Kofi Annan invité sur place

Kofi Annan, le Secrétaire Général des Nations Unies a qualifié la démolition des bidons ville de «catastrophique injustice». Après les demandes de sanctions immédiates émises par Tony Blair avec le soutien des Etats-Unis, Anna Tibaijinka, émissaire spéciale du Secrétaire Général, a rendu, ce vendredi, un rapport incisif. Sur place depuis trois semaines, la diplomate tanzanienne a déclaré qu’en dépit de la promesse faite par Mugabe d’y mettre fin, les expulsions et les démolitions ont continué et ont été opérées « de manière discriminatoire et injuste, sans se soucier des souffrances humaines ». Le rapport propose, entre autres, que le gouvernement zimbabwéen lance une campagne d’urgence d’aide aux sans abri, qu’il mette en place des fonds compensatoires pour aider à restaurer un climat de confiance et de dialogue avec le peuple ou encore que soient établies des étapes d’une réforme économique. Le Président Mugabe a rejeté en bloc le contenu du rapport, accusant son auteur de partialité. Il a invité Kofi Annan à se rendre sur place afin qu’il fasse son propre constat. La proposition a été acceptée ce lundi.

Mobiles politiques

A l’intérieur du pays, les inquiétudes de l’Onu trouvent un écho dans les protestations de l’opposition qui entend dénoncer les dessous d’une manoeuvre politico-économique. « Chasser les ordures » ne serait qu’une série d’opérations punitives menées contre les personnes hostiles à Mugabe. Welshman Ncube, secrétaire général du Mouvement pour le changement démocratique (MDC), a déclaré à la BBC que cette initiative n’était qu’un « harcèlement des électeurs des villes », qui, au Zimbabwe sont réputés être des opposants au régime. Ncube ajoute que repousser la population vers les campagnes n’aurait d’autre but que de la disperser pour en faciliter le contrôle.
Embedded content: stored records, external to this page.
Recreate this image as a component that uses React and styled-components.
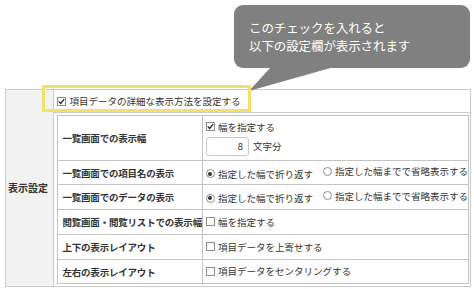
import React from "react";
import styled, { createGlobalStyle } from "styled-components";

const Global = createGlobalStyle`
  html, body { margin: 0; padding: 0; background: #fff; }
  body { font-family: "Noto Sans CJK JP", "Noto Sans", sans-serif; color: #333; }
`;

const Page = styled.div`
  width: 474px;
  box-sizing: border-box;
  padding: 5px 3px 0 5px;
`;

const CalloutRow = styled.div`
  display: flex;
  justify-content: flex-end;
  margin-bottom: 21px;
  padding-right: 1px;
`;

const Callout = styled.div`
  position: relative;
  width: 236px;
  height: 63px;
  box-sizing: border-box;
  background: #808080;
  border-radius: 9px;
  padding: 14px 0 0 15px;
  color: #fff;
  font-size: 12.5px;
  line-height: 18px;
  letter-spacing: -0.1px;
`;

const Tail = styled.svg`
  position: absolute;
  left: 0;
  top: 0;
  overflow: visible;
  pointer-events: none;
`;

const OuterTable = styled.table`
  width: 466px;
  border-collapse: collapse;
  border: 1px solid #cbcbcb;
  font-size: 9.5px;
  line-height: 12px;
`;

const HeadCell = styled.th`
  width: 49px;
  background: #f2f2f2;
  border: 1px solid #cbcbcb;
  text-align: left;
  vertical-align: middle;
  padding: 0 0 0 2px;
  font-size: 10px;
  font-weight: 700;
  color: #333;
  box-sizing: border-box;
`;

const TopCell = styled.td`
  position: relative;
  height: 22px;
  border: 1px solid #cbcbcb;
  padding: 0 0 0 3px;
  vertical-align: middle;
`;

const Highlight = styled.div`
  position: absolute;
  left: -12px;
  top: -5px;
  width: 209px;
  height: 27px;
  box-sizing: border-box;
  border: 3px solid #f3e16a;
  pointer-events: none;
`;

const NestCell = styled.td`
  border: 1px solid #cbcbcb;
  padding: 2px 1px 2px 3px;
`;

const InnerTable = styled.table`
  width: 100%;
  border-collapse: collapse;
  border: 1px solid #b9b9b9;
`;

const Row = styled.tr`
  height: ${(p) => p.$h}px;
`;

const Label = styled.td`
  width: 146px;
  border: 1px solid #c4c4c4;
  padding: 0 0 0 4px;
  font-weight: 700;
  color: #333;
  white-space: nowrap;
  box-sizing: border-box;
  letter-spacing: -0.2px;
`;

const Value = styled.td`
  border: 1px solid #c4c4c4;
  padding: 0 0 0 3px;
  white-space: nowrap;
`;

const Option = styled.span`
  display: inline-flex;
  align-items: center;
  gap: 3px;
  margin-right: ${(p) => (p.$spaced ? "10px" : "0")};
  color: #333;
  font-size: 9.5px;
`;

const Box = styled.span`
  display: inline-flex;
  align-items: center;
  justify-content: center;
  width: 9px;
  height: 9px;
  box-sizing: border-box;
  border: 1px solid #8c8c8c;
  background: #fff;
`;

const Circle = styled.span`
  display: inline-flex;
  align-items: center;
  justify-content: center;
  width: 9px;
  height: 9px;
  box-sizing: border-box;
  border: 1px solid #8c8c8c;
  border-radius: 50%;
  background: #fff;
  &::after {
    content: "";
    display: ${(p) => (p.$on ? "block" : "none")};
    width: 4px;
    height: 4px;
    border-radius: 50%;
    background: #333;
  }
`;

const Stack = styled.div`
  display: flex;
  flex-direction: column;
  gap: 4px;
  padding: 3px 0;
`;

const InputLine = styled.div`
  display: flex;
  align-items: center;
  gap: 4px;
`;

const NumInput = styled.input`
  width: 43px;
  height: 19px;
  box-sizing: border-box;
  border: 1px solid #c8c8c8;
  border-radius: 3px;
  padding: 0 5px 0 0;
  text-align: right;
  font: inherit;
  font-size: 9.5px;
  color: #333;
  background: #fff;
`;

function Check({ on, children }) {
  return (
    <Option>
      <Box>
        {on && (
          <svg width="7" height="7" viewBox="0 0 7 7">
            <path d="M0.8 3.4 L2.7 5.4 L6.2 1.1" fill="none" stroke="#222" strokeWidth="1.3" />
          </svg>
        )}
      </Box>
      {children}
    </Option>
  );
}

function Radio({ on, children, spaced }) {
  return (
    <Option $spaced={spaced}>
      <Circle $on={on} />
      {children}
    </Option>
  );
}

export default function App() {
  return (
    <>
      <Global />
      <Page>
        <CalloutRow>
          <Callout>
            このチェックを入れると
            <br />
            以下の設定欄が表示されます
            <Tail width="1" height="1">
              <polygon points="37,62 100,62 15,86" fill="#808080" />
            </Tail>
          </Callout>
        </CalloutRow>
        <OuterTable>
          <tbody>
            <tr>
              <HeadCell rowSpan={2}>表示設定</HeadCell>
              <TopCell>
                <Check on>項目データの詳細な表示方法を設定する</Check>
                <Highlight />
              </TopCell>
            </tr>
            <tr>
              <NestCell>
                <InnerTable>
                  <tbody>
                    <Row $h={45}>
                      <Label>一覧画面での表示幅</Label>
                      <Value>
                        <Stack>
                          <Check on>幅を指定する</Check>
                          <InputLine>
                            <NumInput readOnly value="8" />
                            <span>文字分</span>
                          </InputLine>
                        </Stack>
                      </Value>
                    </Row>
                    <Row $h={24}>
                      <Label>一覧画面での項目名の表示</Label>
                      <Value>
                        <Radio on spaced>指定した幅で折り返す</Radio>
                        <Radio>指定した幅までで省略表示する</Radio>
                      </Value>
                    </Row>
                    <Row $h={25}>
                      <Label>一覧画面でのデータの表示</Label>
                      <Value>
                        <Radio on spaced>指定した幅で折り返す</Radio>
                        <Radio>指定した幅までで省略表示する</Radio>
                      </Value>
                    </Row>
                    <Row $h={25}>
                      <Label>閲覧画面・閲覧リストでの表示幅</Label>
                      <Value>
                        <Check>幅を指定する</Check>
                      </Value>
                    </Row>
                    <Row $h={25}>
                      <Label>上下の表示レイアウト</Label>
                      <Value>
                        <Check>項目データを上寄せする</Check>
                      </Value>
                    </Row>
                    <Row $h={24}>
                      <Label>左右の表示レイアウト</Label>
                      <Value>
                        <Check>項目データをセンタリングする</Check>
                      </Value>
                    </Row>
                  </tbody>
                </InnerTable>
              </NestCell>
            </tr>
          </tbody>
        </OuterTable>
      </Page>
    </>
  );
}
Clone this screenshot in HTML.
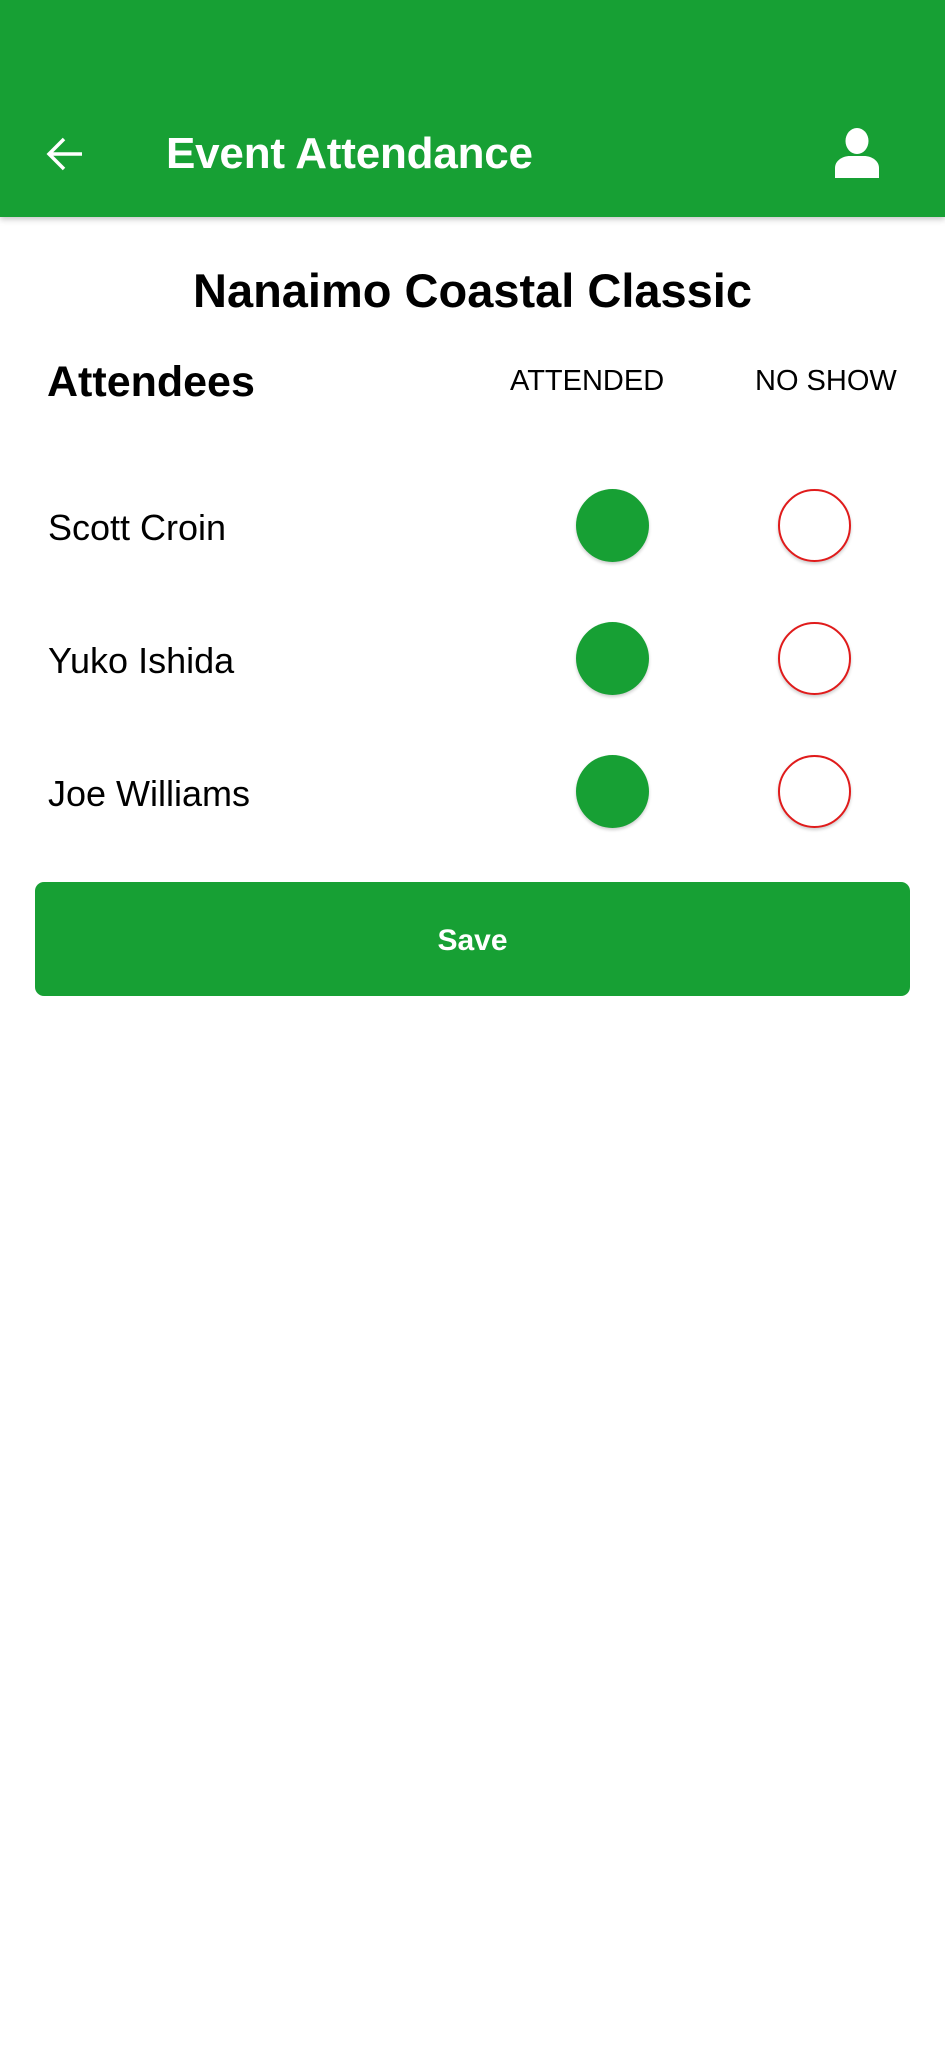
<!DOCTYPE html>
<html><head><meta charset="utf-8"><style>
html,body{margin:0;padding:0;width:945px;height:2048px;background:#fff;overflow:hidden;font-family:"Liberation Sans",Arial,sans-serif;}
.hdr{position:absolute;left:0;top:0;width:945px;height:217px;background:#17a034;box-shadow:0 2px 6px rgba(0,0,0,0.25);}
.title{position:absolute;left:166px;top:130px;font-size:44px;font-weight:bold;color:#fff;line-height:48px;letter-spacing:-0.2px;}
.ev{position:absolute;left:0;width:945px;text-align:center;top:263px;font-size:47px;font-weight:bold;line-height:56px;color:#000;}
.att{position:absolute;left:47px;top:356px;font-size:43px;font-weight:bold;line-height:52px;color:#000;}
.col{position:absolute;top:363px;font-size:29px;line-height:36px;color:#000;}
.name{position:absolute;left:48px;font-size:36px;line-height:40px;color:#000;}
.c{position:absolute;width:73px;height:73px;border-radius:50%;box-sizing:border-box;box-shadow:0 2px 3px rgba(0,0,0,0.2);}
.g{background:#17a034;left:576px;}
.r{background:#fff;border:2px solid #e01b1b;left:778px;}
.save{position:absolute;left:35px;top:882px;width:875px;height:114px;background:#17a034;border-radius:9px;color:#fff;font-size:30px;font-weight:bold;text-align:center;line-height:118px;}
</style></head><body>
<div class="hdr">
<svg style="position:absolute;left:44px;top:134px" width="40" height="40" viewBox="0 0 40 40"><path d="M38 20H5M20 5L5 20L20 35" stroke="#fff" stroke-width="3.5" fill="none"/></svg>
<div class="title">Event Attendance</div>
<svg style="position:absolute;left:834px;top:128px" width="46" height="50" viewBox="0 0 46 50"><ellipse cx="23" cy="13" rx="11.5" ry="13" fill="#fff"/><path d="M1 50V40C1 33 8 28 16 28H30C38 28 45 33 45 40V50Z" fill="#fff"/></svg>
</div>
<div class="ev">Nanaimo Coastal Classic</div>
<div class="att">Attendees</div>
<div class="col" style="left:510px">ATTENDED</div>
<div class="col" style="left:755px">NO SHOW</div>
<div class="name" style="top:508px">Scott Croin</div>
<div class="name" style="top:641px">Yuko Ishida</div>
<div class="name" style="top:774px">Joe Williams</div>
<div class="c g" style="top:489px"></div><div class="c r" style="top:489px"></div>
<div class="c g" style="top:622px"></div><div class="c r" style="top:622px"></div>
<div class="c g" style="top:755px"></div><div class="c r" style="top:755px"></div>
<div class="save">Save</div>
</body></html>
Un mobile économique se cacherait derrière la démolition des marchés informels : leur remplacement par des structures officielles. Ce qui offrirait au gouvernement le contrôle des devises étrangères en circulation dans le pays et expliquerait le fait, qu’en dehors de Harare, seul les marchés soient rasés. Aux critiques venues de l’opposition et des instances onusiennes, le Président Mugabe invoque la volonté de vouloir rétablir l’ordre dans la ville de Harare, la capitale, ainsi que dans toutes celles qui connaissent le même développement irrégulier.

Hu Jin Tao, l’ami du paria

A la tête d’un pays proche de la banqueroute, Robert Mugabe est loin d’amadouer la communauté internationale. Avec une opération telle que «Murambatsvina », il s’attitre au contraire les foudres des pays riches. L’explication de son comportement pourrait bien venir de l’Est. C’est en République Populaire de Chine qu’il entend obtenir une aide économique. En visite officielle chez son homologue chinois Hu Jin Tao depuis ce mardi, Mugabe a signé un accord donnant de nombreuses concessions à la Chine en échange d’une aide économique. La Chine fournit déjà au Zimbabwe des bus et des avions civils et militaires.

Les déguerpissements de populations à l’initiative du pouvoir ont déjà eu lieu en Afrique. Ainsi, en 2002 en Côte d’Ivoire, ce sont des soldats qui ont chassé les habitants du bidon ville de Washington à Abidjan. En 1990, quelque 300 000 personnes avaient vu leur habitation détruite par des bulldozers, au Nigeria, dans le quartier de Moroko à Lagos, la capitale. L’opération avait duré une semaine. Au Cameroun, à Bonaberi près de Douala, ce sont des centaines de familles qui ont été expulsées. A chaque fois, le prétexte de l’insalubrité des lieux était invoqué. Aucune famille n’a toutefois été relogée dans de meilleures conditions. Elles furent toutes livrées à elles-mêmes.